Na lista de gastos nas cerimónias fúnebres de Mário Soares, o PS comunicou ter pago 450 euros num serviço que descreve apenas como “recibos verdes“. Neste caso, não só não se percebe o fornecedor, como não se percebe o serviço contratualizado. Já, por exemplo, numa reunião do Partido Socialista Europeu em Bruxelas, as faturas são descritivas quanto baste para perceber ao que se referem: tratam-se de três faturas de táxis no valor de 40.21,55 euros e 80,30 euros. No caso do envio da publicação Ação Socialista para casa dos militantes, em vez da descrição do serviço, é colocado o nome do fornecedor: os CTT. Só por isso se percebe a quem foram pagos os 6.426,35 euros da distribuição.
Há também um gasto que não seria possível verificar no PSD: a contribuição para a CGTP. No caso do PS, o partido pagou 2.711,70 euros à central sindical (dominada pelo PCP). Há ainda faturas em que é possível identificar o fornecedor devido à localização. É o caso do Hotel Altis, o chamado hotel do PS. Em seis faturas, o PS pagou 7.415 euros, sendo a maior parte deste valor (3.950 euros) referente a “decoração de salas e montagem de estruturas”.
PCP aluga o hotel de charme Plaza
O PCP também não indica o nome do fornecedor, mas apenas o número. Ainda, assim, pelo descritivo e a localização dá para perceber a que entidade foi pago o serviço prestado. É o caso do Hotel Plaza, um “boutique charme hotel”, no qual os comunistas escolheram a sala Eça de Queiroz, para três eventos: a sessão pública “Capitalismo, Soberania, Desenvolvimento tecnológico: novas e velhas questões”, em abril; um “ato público da CDU”, em março; e o seminário “Direito Constitucional à Habitação – o Papel do Estado“, em fevereiro. O PCP pagou 349,59 euros ao hotel por cada uma das três vezes. Há, porém, uma boa razão para os comunistas fazerem ali sessões públicas. O hotel fica precisamente em frente, do outro lado da Avenida da Liberdade, ao Centro de Trabalho do PCP Vitória, que funciona no antigo Hotel Vitória.
O preço é ligeiramente superior ao aluguer de uma sala na Casa do Alentejo, que o PCP também fez, por 300 euros.

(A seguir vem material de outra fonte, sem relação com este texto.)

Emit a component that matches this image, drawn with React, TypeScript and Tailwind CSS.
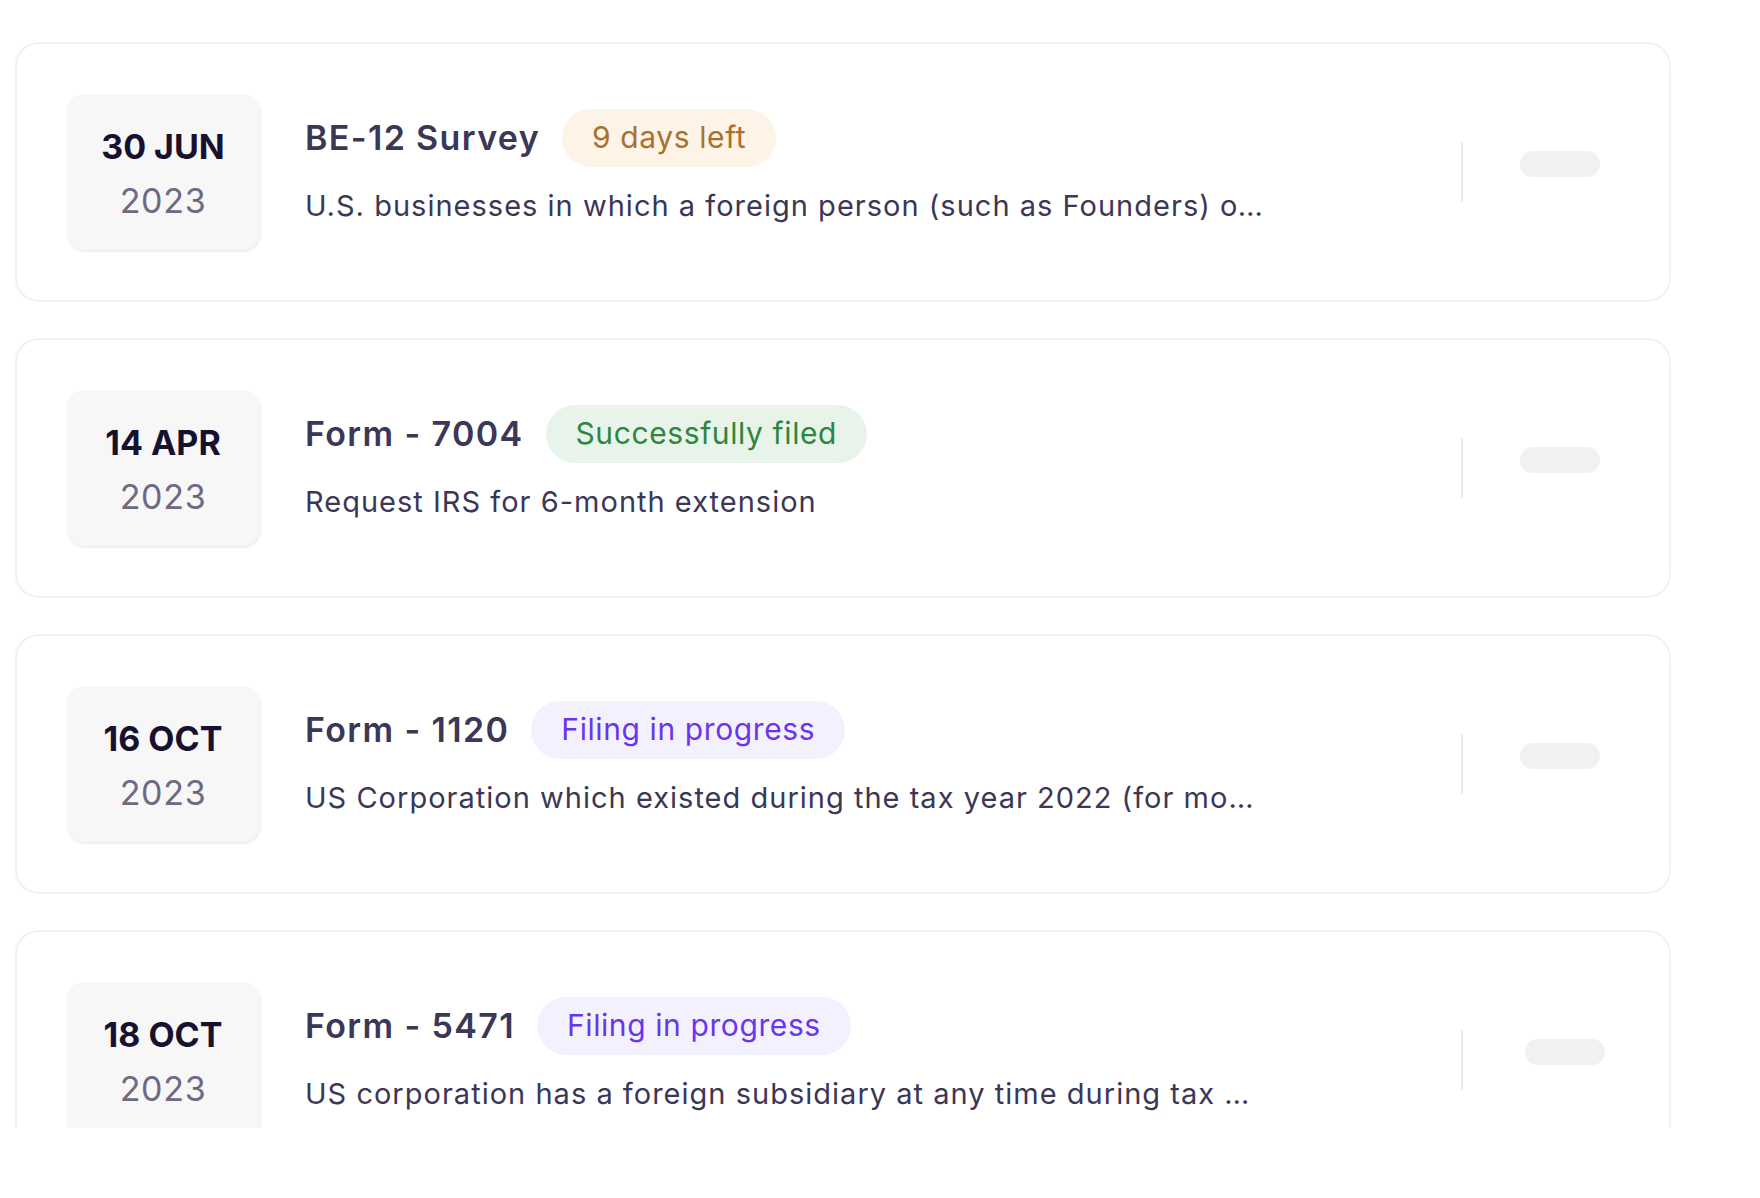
type Tone = 'orange' | 'green' | 'purple';

type Filing = {
  day: string;
  year: string;
  title: string;
  status: string;
  tone: Tone;
  description: string;
  pillShift?: boolean;
};

const filings: Filing[] = [
  {
    day: '30 JUN',
    year: '2023',
    title: 'BE-12 Survey',
    status: '9 days left',
    tone: 'orange',
    description:
      'U.S. businesses in which a foreign person (such as Founders) own 10% or more of the voting securities',
  },
  {
    day: '14 APR',
    year: '2023',
    title: 'Form - 7004',
    status: 'Successfully filed',
    tone: 'green',
    description: 'Request IRS for 6-month extension',
  },
  {
    day: '16 OCT',
    year: '2023',
    title: 'Form - 1120',
    status: 'Filing in progress',
    tone: 'purple',
    description:
      'US Corporation which existed during the tax year 2022 (for most of the companies this is a must)',
  },
  {
    day: '18 OCT',
    year: '2023',
    title: 'Form - 5471',
    status: 'Filing in progress',
    tone: 'purple',
    description:
      'US corporation has a foreign subsidiary at any time during tax year 2022 and owns more than 50%',
    pillShift: true,
  },
];

const toneClass: Record<Tone, string> = {
  orange: 'bg-[#fdf3e6] text-[#a8712f]',
  green: 'bg-[#e8f4ea] text-[#2e8540]',
  purple: 'bg-[#f4f1fe] text-[#6a35ee]',
};

function FilingCard({ item }: { item: Filing }) {
  return (
    <div className="flex h-[260px] shrink-0 items-center rounded-[24px] border-2 border-[#f1f1f3] bg-white pl-[49px] pr-[69px]">
      <div className="flex h-[156px] w-[194px] shrink-0 flex-col items-center justify-center rounded-[18px] bg-[#f7f7f8] pt-1 shadow-[1px_2px_2px_rgba(0,0,0,0.07)]">
        <span className="text-[34px] leading-[54px] font-bold text-[#16112e]">{item.day}</span>
        <span className="text-[34px] leading-[54px] tracking-[0.02em] text-[#6e6a82]">{item.year}</span>
      </div>

      <div className="-mt-[10px] ml-[45px] flex w-[958px] min-w-0 flex-col">
        <div className="flex items-center gap-[22px]">
          <h3 className="text-[34px] leading-[44px] font-semibold tracking-[0.04em] text-[#3b3756]">
            {item.title}
          </h3>
          <span
            className={`flex h-[58px] items-center rounded-full px-[30px] text-[30px] tracking-[0.02em] ${toneClass[item.tone]}`}
          >
            {item.status}
          </span>
        </div>
        <p className="mt-[19px] truncate text-[29px] leading-[40px] tracking-[0.035em] text-[#3b3756]">
          {item.description}
        </p>
      </div>

      <div className="flex-1" />
      <div className="h-[60px] w-[2px] shrink-0 bg-[#ebebee]" />
      <div
        className={`-mt-[16px] h-[26px] w-[80px] shrink-0 rounded-full bg-[#f1f1f3] ${
          item.pillShift ? 'mr-[-5px] ml-[62px]' : 'ml-[57px]'
        }`}
      />
    </div>
  );
}

export default function App() {
  return (
    <main
      className="min-h-screen bg-white"
      style={{ fontFamily: 'Inter, "Noto Sans", "Liberation Sans", sans-serif' }}
    >
      <div className="flex h-[1128px] w-[1671px] flex-col gap-[36px] overflow-hidden pt-[42px] pl-[15px]">
        {filings.map((item) => (
          <FilingCard key={item.title} item={item} />
        ))}
      </div>
    </main>
  );
}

Nas mesmas contas dos comunistas é possível verificar que pagaram 1.380 euros por sinal de Internet à operadora NOS na noite eleitoral, uma vez que essa informação está no descritivo da fatura.
No caso do Bloco de Esquerda, como não é indicado o local da ação, não é possível perceber sequer um único fornecedor na lista que é tornada pública online pelo Tribunal Constitucional.
Os restaurantes do CDS
Dos cinco maiores partidos, o CDS é — além do PSD — o único que revela o nome dos fornecedores na lista de ações e meios. Mas de gastos de umas centenas de milhares de euros, muito abaixo dos mais de sete milhões de euros em faturas apresentados pelo PSD.
Ainda assim, é possível perceber, por exemplo, que a agência de viagens que os centristas usam mais é a Geostar. E também o nome de vários restaurantes onde os dirigentes fizeram refeições. Sem surpresa, nenhum é a Meta dos Leitões : Bruxa Bar, Cervejaria Baleal, Café Restaurante “Pessa” ou o Restaurante Zambéze são alguns dos exemplos.
O CDS também gastou 5.269,33 euros com o aluguer de auditório, montagem de palco, audiovisuais e serviços externos contratados à Fundação Serralves.